If at first you don't succeed: Engineers power up the computers of NASA's monster SLS core stage once again
Second hot-fire scheduled for (checks weather) tomorrow... maybe
NASA has fired up the avionics of the Artemis I core stage ahead of tomorrow's planned redo of the prematurely terminated hotfire test.
The milestone came a fortnight after engineers completed the assembly of the twin solid rocket boosters atop the mobile launcher currently sat inside Kennedy Space Center's Vehicle Assembly Building. The first of the 10 booster segments was placed back in November last year, and the final nose assembly was dropped into place on 2 March.
Those boosters are, however, missing a key ingredient: the SLS core stage, which continues to languish on the B-2 test stand at NASA's Stennis Space Center near Bay St. Louis, Mississippi.
Once managers give the nod on the test day, the stage's tanks will be filled with 700,000 gallons of propellant. Six barges loaded with liquid oxygen and hydrogen will supply the test stand. Each barge represents between 18 and 20 tanker trucks' worth of propellant.
The previous run suffered a premature cut-off when "intentionally conservative" test parameters resulted in a shutdown of the four ex-Space Shuttle engines at the 67.2 second mark.
While useful data was collected, a lengthier burn was deemed essential in order to validate the system.

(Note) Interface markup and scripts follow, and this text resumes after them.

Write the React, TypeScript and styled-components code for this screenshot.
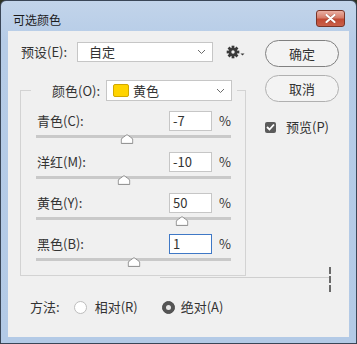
import React from 'react';
import styled, { createGlobalStyle } from 'styled-components';

const GlobalStyle = createGlobalStyle`
  html, body { margin: 0; padding: 0; background: #2e3324; }
  body { font-family: "Noto Sans CJK SC", "Noto Sans", sans-serif; color: #333; }
  * { box-sizing: border-box; }
`;

// --- Window chrome ---
const Window = styled.div`
  width: 357px;
  height: 344px;
  border: 1px solid #3a4657;
  border-radius: 6px 6px 0 0;
  background: linear-gradient(#c2d4ea, #b6cce7 40px, #b3cae6);
  padding: 0 7px 6px 7px;
  display: flex;
  flex-direction: column;
`;
const TitleBar = styled.div`
  height: 30px;
  display: flex;
  justify-content: space-between;
  align-items: flex-start;
`;
const Title = styled.div`
  margin: 10px 0 0 5px;
  font-size: 12px;
  line-height: 17px;
  color: #1b1b1b;
`;
const CloseButton = styled.div`
  width: 29px;
  height: 17px;
  margin: 9px 4px 0 0;
  border: 1px solid #7a3427;
  border-radius: 3px;
  background: linear-gradient(#eab0a3, #d77d6a 45%, #c24a33 55%, #c9604a);
  display: flex;
  align-items: center;
  justify-content: center;
`;
const Client = styled.div`
  position: relative;
  flex: 1;
  background: #f0f0f0;
  display: flex;
  flex-direction: column;
`;

// --- Layout ---
const Top = styled.div`
  display: flex;
  padding: 9px 0 0 12px;
`;
const LeftCol = styled.div`
  width: 226px;
  display: flex;
  flex-direction: column;
`;
const RightCol = styled.div`
  width: 74px;
  margin-left: 19px;
  display: flex;
  flex-direction: column;
`;
const PresetRow = styled.div`
  margin-top: 2px;
  height: 20px;
  display: flex;
  align-items: center;
`;
const Text = styled.span`
  font-size: 13px;
  line-height: 18px;
  white-space: nowrap;
`;
const PresetLabel = styled(Text)`
  width: 58px;
  padding-left: 1px;
`;
const Select = styled.div<{ $width: number; $height: number; $padLeft: number }>`
  width: ${p => p.$width}px;
  height: ${p => p.$height}px;
  border: 1px solid #c6c6c6;
  background: #fff;
  display: flex;
  align-items: center;
  padding: 0 6px 0 ${p => p.$padLeft}px;
`;
const SelectText = styled(Text)`
  flex: 1;
`;
const Gear = styled.div`
  margin-left: 13px;
  display: flex;
  align-items: center;
`;

// --- Group box ---
const GroupBox = styled.fieldset`
  margin: 18px 0 0 0;
  padding: 0 14px 0 15px;
  border: 1px solid #d3d3d3;
  width: 226px;
  min-width: 0;
`;
const Legend = styled.legend`
  margin-left: -5px;
  padding: 0 5px 0 21px;
  height: 21px;
  display: flex;
  align-items: center;
`;
const LegendLabel = styled(Text)`
  margin-right: 6px;
`;
const Swatch = styled.span`
  width: 16px;
  height: 13px;
  border-radius: 2px;
  background: #ffd400;
  border: 1px solid #d1a800;
  margin-right: 4px;
`;
const SliderRow = styled.div`
  height: 41px;
  &:first-of-type { margin-top: 10px; }
`;
const RowHead = styled.div`
  height: 20px;
  display: flex;
  align-items: center;
`;
const RowLabel = styled(Text)`
  flex: 1;
  padding-left: 1px;
`;
const ValueBox = styled.div<{ $active?: boolean }>`
  width: 43px;
  height: 20px;
  border: 1px solid ${p => (p.$active ? '#3f78c6' : '#c6c6c6')};
  background: #fff;
  padding-left: 3px;
  font-size: 13px;
  line-height: 18px;
`;
const Percent = styled(Text)`
  margin-left: 7px;
`;
const Track = styled.div`
  position: relative;
  margin-top: 4px;
  height: 3px;
  background: #c9c9c9;
`;
const Thumb = styled.svg`
  position: absolute;
  top: -1px;
  transform: translateX(-50%);
`;

// --- Right column ---
const PillButton = styled.div<{ $primary?: boolean }>`
  height: 27px;
  border-radius: 14px;
  border: 1px solid ${p => (p.$primary ? '#808080' : '#b0b0b0')};
  background: #f3f3f3;
  display: flex;
  align-items: center;
  justify-content: center;
  font-size: 13px;
  & + & { margin-top: 8px; }
`;
const PreviewRow = styled.div`
  margin-top: 15px;
  height: 20px;
  display: flex;
  align-items: center;
  gap: 10px;
`;
const CheckBox = styled.span`
  width: 11px;
  height: 11px;
  border-radius: 2px;
  background: #5b5b5b;
  display: flex;
  align-items: center;
  justify-content: center;
`;

// --- Method row ---
const MethodRow = styled.div`
  margin-top: 21px;
  padding-left: 22px;
  height: 20px;
  display: flex;
  align-items: center;
`;
const Radio = styled.span<{ $checked?: boolean; $gap: number }>`
  width: 13px;
  height: 13px;
  margin-left: ${p => p.$gap}px;
  border-radius: 50%;
  border: 1px solid ${p => (p.$checked ? '#4e4e4e' : '#bdbdbd')};
  background: ${p => (p.$checked ? '#555' : '#fff')};
  display: flex;
  align-items: center;
  justify-content: center;
  &::after {
    content: '';
    width: 5px;
    height: 5px;
    border-radius: 50%;
    background: #e8e8e8;
    display: ${p => (p.$checked ? 'block' : 'none')};
  }
`;
const RadioLabel = styled(Text)<{ $gap: number }>`
  margin-left: ${p => p.$gap}px;
`;

// leftover redraw marks seen in the screenshot
const GhostLine = styled.div`
  position: absolute;
  left: 152px;
  top: 246px;
  width: 170px;
  height: 1px;
  background: #cfcfcf;
`;
const GhostDash = styled.div`
  position: absolute;
  left: 321px;
  top: 236px;
  width: 2px;
  height: 25px;
  background: repeating-linear-gradient(#6a6a6a 0 7px, #f0f0f0 7px 9px);
`;

const Chevron = () => (
  <svg width="9" height="6" viewBox="0 0 9 6">
    <polyline points="1 1 4.5 4.5 8 1" fill="none" stroke="#6b6b6b" strokeWidth="1" />
  </svg>
);

const GearIcon = () => (
  <svg width="20" height="14" viewBox="0 0 20 14">
    <g transform="translate(7 7)">
      {[0, 45, 90, 135, 180, 225, 270, 315].map(a => (
        <rect key={a} x="-1.4" y="-6.3" width="2.8" height="3" fill="#3a3a3a" transform={`rotate(${a})`} />
      ))}
      <circle r="4.3" fill="#3a3a3a" />
      <circle r="1.7" fill="#f0f0f0" />
    </g>
    <polygon points="14.5,8.5 18.5,8.5 16.5,10.5" fill="#3a3a3a" />
  </svg>
);

const sliders = [
  { label: '青色(C):', value: '-7' },
  { label: '洋红(M):', value: '-10' },
  { label: '黄色(Y):', value: '50' },
  { label: '黑色(B):', value: '1', active: true },
];

export default function App() {
  return (
    <>
      <GlobalStyle />
      <Window>
        <TitleBar>
          <Title>可选颜色</Title>
          <CloseButton>
            <svg width="11" height="9" viewBox="0 0 11 9">
              <path d="M1.5 1 L9.5 8 M9.5 1 L1.5 8" stroke="#5a1c12" strokeWidth="3.2" strokeLinecap="round" opacity="0.35" />
              <path d="M1.5 1 L9.5 8 M9.5 1 L1.5 8" stroke="#fff" strokeWidth="2.2" strokeLinecap="round" />
            </svg>
          </CloseButton>
        </TitleBar>
        <Client>
          <Top>
            <LeftCol>
              <PresetRow>
                <PresetLabel>预设(E):</PresetLabel>
                <Select $width={138} $height={20} $padLeft={11}>
                  <SelectText>自定</SelectText>
                  <Chevron />
                </Select>
                <Gear><GearIcon /></Gear>
              </PresetRow>
              <GroupBox>
                <Legend>
                  <LegendLabel>颜色(O):</LegendLabel>
                  <Select $width={126} $height={21} $padLeft={6}>
                    <Swatch />
                    <SelectText>黄色</SelectText>
                    <Chevron />
                  </Select>
                </Legend>
                {sliders.map(s => {
                  const pct = (Number(s.value) + 100) / 2;
                  return (
                    <SliderRow key={s.label}>
                      <RowHead>
                        <RowLabel>{s.label}</RowLabel>
                        <ValueBox $active={s.active}>{s.value}</ValueBox>
                        <Percent>%</Percent>
                      </RowHead>
                      <Track>
                        <Thumb width="13" height="10" viewBox="0 0 13 10" style={{ left: `${pct}%` }}>
                          <path d="M6.5 0.8 Q7.2 0.8 12.3 5 L12.3 9.4 L0.7 9.4 L0.7 5 Q5.8 0.8 6.5 0.8 Z" fill="#fff" stroke="#8a8a8a" strokeWidth="1" />
                        </Thumb>
                      </Track>
                    </SliderRow>
                  );
                })}
              </GroupBox>
            </LeftCol>
            <RightCol>
              <PillButton $primary>确定</PillButton>
              <PillButton>取消</PillButton>
              <PreviewRow>
                <CheckBox>
                  <svg width="9" height="8" viewBox="0 0 9 8">
                    <polyline points="1 4 3.5 6.5 8 1.5" fill="none" stroke="#fff" strokeWidth="1.8" />
                  </svg>
                </CheckBox>
                <Text>预览(P)</Text>
              </PreviewRow>
            </RightCol>
          </Top>
          <MethodRow>
            <Text>方法:</Text>
            <Radio $gap={14} />
            <RadioLabel $gap={8}>相对(R)</RadioLabel>
            <Radio $gap={24} $checked />
            <RadioLabel $gap={6}>绝对(A)</RadioLabel>
          </MethodRow>
          <GhostLine />
          <GhostDash />
        </Client>
      </Window>
    </>
  );
}
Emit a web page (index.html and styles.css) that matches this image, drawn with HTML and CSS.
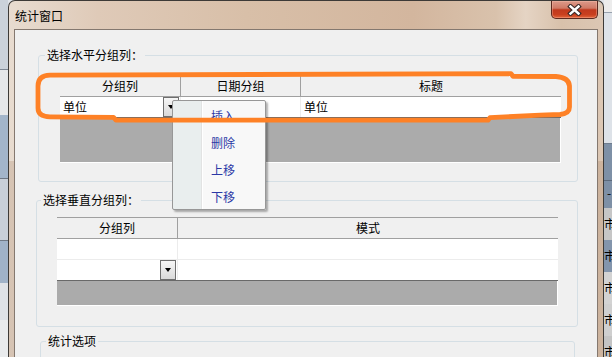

At least four minutes of firing is required, and the full eight minutes of a simulated launch would be ideal, before the final tick can be made on the Green Run list.
NASA had hopes of launching the uncrewed Artemis I to the Moon this year, although this is looking increasingly unlikely following, firstly, the requirement to repeat the hotfire and, more recently, a delay for the repeat run caused by the need to repair a liquid oxygen valve on the stage.
Should tomorrow's test go well, NASA estimates it will take about a month to refurbish the core stage and its engines before shipping the hardware to the Kennedy Space Center in Florida, where it will finally be mated to the waiting solid rocket boosters.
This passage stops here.